OMB spokeswoman Moira Mack said the federal government has not gone through a major review of its organizational structure in decades. "The results are duplicative and inefficient programs, and an organization of functions that doesn't always make sense, such as multiple agencies regulating salmon at different stages," Mack said. "In the coming weeks, the administration will begin the process of putting a plan together for Congress to consider." While details of Obama's plan are still unknown -- and might not be fully unveiled until the fiscal 2012 budget is released in February -- labor unions signaled they will not stand in their way.
"I am not afraid of reorganization," John Gage, president of the American Federation of Government Employees, said in a conference call with reporters on Wednesday. "The basic functions that government performs still have to be performed."
While AFGE is taking a wait-and-see approach, Gage is not pleased with the overall rhetoric from the speech, which he said implies that "the federal government is fraught with incompetency."
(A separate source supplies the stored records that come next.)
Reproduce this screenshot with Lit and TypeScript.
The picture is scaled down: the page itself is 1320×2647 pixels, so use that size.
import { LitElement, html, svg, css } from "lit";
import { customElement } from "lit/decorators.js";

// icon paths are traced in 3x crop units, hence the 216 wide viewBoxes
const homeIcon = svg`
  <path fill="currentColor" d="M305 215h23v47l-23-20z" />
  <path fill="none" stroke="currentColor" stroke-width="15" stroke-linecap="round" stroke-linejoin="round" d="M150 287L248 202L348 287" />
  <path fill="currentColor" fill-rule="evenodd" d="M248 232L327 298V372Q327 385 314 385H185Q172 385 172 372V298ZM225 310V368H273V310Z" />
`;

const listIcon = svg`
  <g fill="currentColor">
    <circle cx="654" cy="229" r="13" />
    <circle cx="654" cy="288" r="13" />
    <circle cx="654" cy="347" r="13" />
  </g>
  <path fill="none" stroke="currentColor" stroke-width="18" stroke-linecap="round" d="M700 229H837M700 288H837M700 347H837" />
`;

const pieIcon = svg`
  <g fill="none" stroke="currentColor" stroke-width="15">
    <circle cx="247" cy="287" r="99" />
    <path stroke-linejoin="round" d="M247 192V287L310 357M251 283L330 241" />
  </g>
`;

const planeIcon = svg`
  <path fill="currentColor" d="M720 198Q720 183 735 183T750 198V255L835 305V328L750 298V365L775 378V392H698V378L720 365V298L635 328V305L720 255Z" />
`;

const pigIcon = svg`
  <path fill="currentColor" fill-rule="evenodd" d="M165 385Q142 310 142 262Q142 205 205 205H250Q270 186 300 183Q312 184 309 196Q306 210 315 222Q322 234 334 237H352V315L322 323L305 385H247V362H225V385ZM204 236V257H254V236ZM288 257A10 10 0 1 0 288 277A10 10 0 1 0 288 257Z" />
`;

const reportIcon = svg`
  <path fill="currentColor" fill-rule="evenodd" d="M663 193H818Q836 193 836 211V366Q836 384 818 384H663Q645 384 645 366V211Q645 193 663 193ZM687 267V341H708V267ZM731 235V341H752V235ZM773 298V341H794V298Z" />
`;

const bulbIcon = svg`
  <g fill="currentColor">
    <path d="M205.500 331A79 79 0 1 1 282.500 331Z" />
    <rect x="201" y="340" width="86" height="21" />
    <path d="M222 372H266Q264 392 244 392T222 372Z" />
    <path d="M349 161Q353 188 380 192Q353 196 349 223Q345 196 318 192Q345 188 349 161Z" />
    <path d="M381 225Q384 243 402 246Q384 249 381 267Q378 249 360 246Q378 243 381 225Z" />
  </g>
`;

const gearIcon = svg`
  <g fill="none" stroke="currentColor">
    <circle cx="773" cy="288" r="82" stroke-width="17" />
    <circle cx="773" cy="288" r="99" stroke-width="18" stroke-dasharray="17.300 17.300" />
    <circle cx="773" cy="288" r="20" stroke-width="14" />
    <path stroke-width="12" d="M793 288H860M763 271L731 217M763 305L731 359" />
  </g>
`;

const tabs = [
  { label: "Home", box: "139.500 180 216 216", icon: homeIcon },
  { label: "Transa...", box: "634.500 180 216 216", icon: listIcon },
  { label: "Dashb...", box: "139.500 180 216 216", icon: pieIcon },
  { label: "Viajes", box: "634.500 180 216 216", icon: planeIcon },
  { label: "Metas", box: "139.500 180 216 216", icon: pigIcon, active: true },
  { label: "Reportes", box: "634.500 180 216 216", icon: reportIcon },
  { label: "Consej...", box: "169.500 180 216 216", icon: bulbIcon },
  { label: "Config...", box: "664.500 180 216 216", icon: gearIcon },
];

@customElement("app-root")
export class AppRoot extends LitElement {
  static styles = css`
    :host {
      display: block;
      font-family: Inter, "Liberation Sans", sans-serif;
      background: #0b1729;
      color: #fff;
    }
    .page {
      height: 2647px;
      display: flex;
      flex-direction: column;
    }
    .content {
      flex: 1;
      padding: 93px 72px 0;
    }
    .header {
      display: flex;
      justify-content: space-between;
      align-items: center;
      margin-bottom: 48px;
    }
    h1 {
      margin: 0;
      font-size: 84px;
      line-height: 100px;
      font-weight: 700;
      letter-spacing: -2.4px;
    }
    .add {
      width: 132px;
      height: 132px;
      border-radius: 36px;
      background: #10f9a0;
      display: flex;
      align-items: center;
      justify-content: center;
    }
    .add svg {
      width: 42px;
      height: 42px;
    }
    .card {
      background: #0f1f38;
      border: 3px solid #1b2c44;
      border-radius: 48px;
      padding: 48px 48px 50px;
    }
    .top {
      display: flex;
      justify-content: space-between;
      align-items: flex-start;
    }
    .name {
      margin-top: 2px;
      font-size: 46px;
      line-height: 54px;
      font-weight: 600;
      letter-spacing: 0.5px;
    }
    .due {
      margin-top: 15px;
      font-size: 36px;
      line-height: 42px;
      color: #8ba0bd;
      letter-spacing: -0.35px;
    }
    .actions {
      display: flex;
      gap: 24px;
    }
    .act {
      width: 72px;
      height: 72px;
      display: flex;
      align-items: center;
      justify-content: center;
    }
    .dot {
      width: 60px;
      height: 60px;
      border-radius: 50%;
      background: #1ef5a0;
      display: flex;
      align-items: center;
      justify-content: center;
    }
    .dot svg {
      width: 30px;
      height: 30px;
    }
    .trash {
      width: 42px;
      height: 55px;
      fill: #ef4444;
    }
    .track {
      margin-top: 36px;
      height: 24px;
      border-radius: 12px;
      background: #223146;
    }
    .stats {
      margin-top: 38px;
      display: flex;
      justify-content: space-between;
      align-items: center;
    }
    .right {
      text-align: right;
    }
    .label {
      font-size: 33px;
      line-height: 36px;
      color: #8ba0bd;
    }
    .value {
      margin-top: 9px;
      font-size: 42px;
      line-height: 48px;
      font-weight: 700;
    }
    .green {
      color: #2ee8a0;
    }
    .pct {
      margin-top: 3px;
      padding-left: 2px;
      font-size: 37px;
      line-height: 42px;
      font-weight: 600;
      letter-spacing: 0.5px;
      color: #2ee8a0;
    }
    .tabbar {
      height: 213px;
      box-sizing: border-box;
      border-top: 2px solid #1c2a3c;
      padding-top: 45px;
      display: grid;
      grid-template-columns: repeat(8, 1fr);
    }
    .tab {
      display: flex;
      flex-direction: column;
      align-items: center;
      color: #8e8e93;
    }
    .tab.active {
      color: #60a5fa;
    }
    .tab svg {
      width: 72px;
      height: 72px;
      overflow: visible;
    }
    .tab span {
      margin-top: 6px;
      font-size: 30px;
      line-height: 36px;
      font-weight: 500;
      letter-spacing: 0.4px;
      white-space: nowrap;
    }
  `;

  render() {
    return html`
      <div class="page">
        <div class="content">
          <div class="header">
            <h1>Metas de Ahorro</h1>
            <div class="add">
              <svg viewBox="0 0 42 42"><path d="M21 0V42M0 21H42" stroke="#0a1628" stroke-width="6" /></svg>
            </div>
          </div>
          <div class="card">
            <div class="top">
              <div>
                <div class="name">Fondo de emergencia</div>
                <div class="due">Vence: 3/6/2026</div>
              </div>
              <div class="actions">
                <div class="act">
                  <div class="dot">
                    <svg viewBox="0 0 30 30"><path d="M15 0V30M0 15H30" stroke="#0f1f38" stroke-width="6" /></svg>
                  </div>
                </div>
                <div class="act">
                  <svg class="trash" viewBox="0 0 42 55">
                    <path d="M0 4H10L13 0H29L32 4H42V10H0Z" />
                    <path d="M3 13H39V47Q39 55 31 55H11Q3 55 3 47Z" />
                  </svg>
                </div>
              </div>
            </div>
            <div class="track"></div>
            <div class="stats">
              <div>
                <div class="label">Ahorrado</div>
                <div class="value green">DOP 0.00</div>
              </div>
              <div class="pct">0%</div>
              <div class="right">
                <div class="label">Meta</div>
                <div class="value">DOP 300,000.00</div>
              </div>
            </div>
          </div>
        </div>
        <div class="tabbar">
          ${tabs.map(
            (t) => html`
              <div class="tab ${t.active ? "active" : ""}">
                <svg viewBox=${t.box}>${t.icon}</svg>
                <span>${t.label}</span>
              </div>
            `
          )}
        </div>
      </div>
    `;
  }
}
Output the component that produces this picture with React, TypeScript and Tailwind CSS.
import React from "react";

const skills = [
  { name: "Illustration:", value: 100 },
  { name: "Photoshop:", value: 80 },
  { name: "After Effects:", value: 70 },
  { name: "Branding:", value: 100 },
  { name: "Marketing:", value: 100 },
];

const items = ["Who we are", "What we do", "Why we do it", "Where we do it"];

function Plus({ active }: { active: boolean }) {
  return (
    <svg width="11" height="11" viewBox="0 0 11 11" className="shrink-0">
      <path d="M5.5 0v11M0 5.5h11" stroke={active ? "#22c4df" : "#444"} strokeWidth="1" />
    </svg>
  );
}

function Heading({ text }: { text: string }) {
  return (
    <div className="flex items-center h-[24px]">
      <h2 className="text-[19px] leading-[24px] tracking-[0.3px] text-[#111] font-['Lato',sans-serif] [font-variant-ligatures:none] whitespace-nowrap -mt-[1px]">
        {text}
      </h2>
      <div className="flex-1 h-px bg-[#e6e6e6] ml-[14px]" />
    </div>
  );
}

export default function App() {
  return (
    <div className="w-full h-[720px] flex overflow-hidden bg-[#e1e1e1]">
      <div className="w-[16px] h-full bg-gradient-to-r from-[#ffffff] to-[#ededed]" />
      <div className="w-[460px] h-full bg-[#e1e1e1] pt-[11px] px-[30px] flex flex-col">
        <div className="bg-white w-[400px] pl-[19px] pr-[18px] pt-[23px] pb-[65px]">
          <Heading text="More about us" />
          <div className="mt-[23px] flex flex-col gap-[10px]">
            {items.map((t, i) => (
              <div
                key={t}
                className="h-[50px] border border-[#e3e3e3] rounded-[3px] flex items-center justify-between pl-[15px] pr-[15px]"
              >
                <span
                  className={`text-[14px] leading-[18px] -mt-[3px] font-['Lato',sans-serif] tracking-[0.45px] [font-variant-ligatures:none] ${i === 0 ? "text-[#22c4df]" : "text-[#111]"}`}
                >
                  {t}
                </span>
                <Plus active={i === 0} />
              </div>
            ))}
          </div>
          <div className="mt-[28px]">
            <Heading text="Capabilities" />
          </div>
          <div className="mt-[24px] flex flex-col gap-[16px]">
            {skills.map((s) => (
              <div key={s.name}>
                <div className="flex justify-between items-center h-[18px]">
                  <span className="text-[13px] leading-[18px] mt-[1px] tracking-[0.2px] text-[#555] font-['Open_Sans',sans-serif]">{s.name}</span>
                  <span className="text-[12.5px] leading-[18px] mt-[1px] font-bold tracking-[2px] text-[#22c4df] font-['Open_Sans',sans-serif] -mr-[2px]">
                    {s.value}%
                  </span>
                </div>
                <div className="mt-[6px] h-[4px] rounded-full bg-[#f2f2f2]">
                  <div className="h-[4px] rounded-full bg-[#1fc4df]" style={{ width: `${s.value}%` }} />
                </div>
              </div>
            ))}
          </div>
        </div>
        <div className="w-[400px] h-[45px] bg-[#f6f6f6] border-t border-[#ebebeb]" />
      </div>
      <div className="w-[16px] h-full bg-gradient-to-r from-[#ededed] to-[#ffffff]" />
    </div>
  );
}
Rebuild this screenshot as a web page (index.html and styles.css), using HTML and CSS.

"Cutting the federal government will not cure the federal deficit," Gage said. "It will just help the top 2 percent. Federal employees are an easy whipping boy, but we have facts on our side."
The National Treasury Employees Union said it might be willing to support some consolidation efforts as long as front-line federal workers are included in the discussions.
"The central focus of any government reorganization has to be on the effective delivery of services to the American people," said NTEU President Colleen M. Kelley. "That is what government does, and that is how the common good is best served. Where duplicate or overlapping functions or operations impact an area, change -- even reductions or eliminations -- may be necessary or advisable. Nonetheless, the debate needs to be about how best to provide the services the public clearly wants, needs and expects from its government."
Congressional approval could be needed to enact at least some of the reorganization efforts. On Tuesday, lawmakers with a keen interest in government management issues signaled initial support for the proposal.
"The president's desire to work with Congress on modernizing and reorganizing government in a transformative way is music to my ears, and frankly, something I've said we need to be thinking about for some time now," said Sen. Tom Carper, D-Del., chairman of the Senate Subcommittee on Federal Financial Management. "Particularly as we struggle with massive federal deficits, we have to ensure that we are getting the biggest bang for the taxpayers' buck when it comes to running the federal government."
Rep. Darrell Issa, R-Calif., the chairman of the House Oversight and Government Reform Committee said: "Identifying, reforming and eliminating the redundancy and waste in government is an area in which there should and will be common ground. Americans deserve an efficient and effective government that works better for them than it does right now."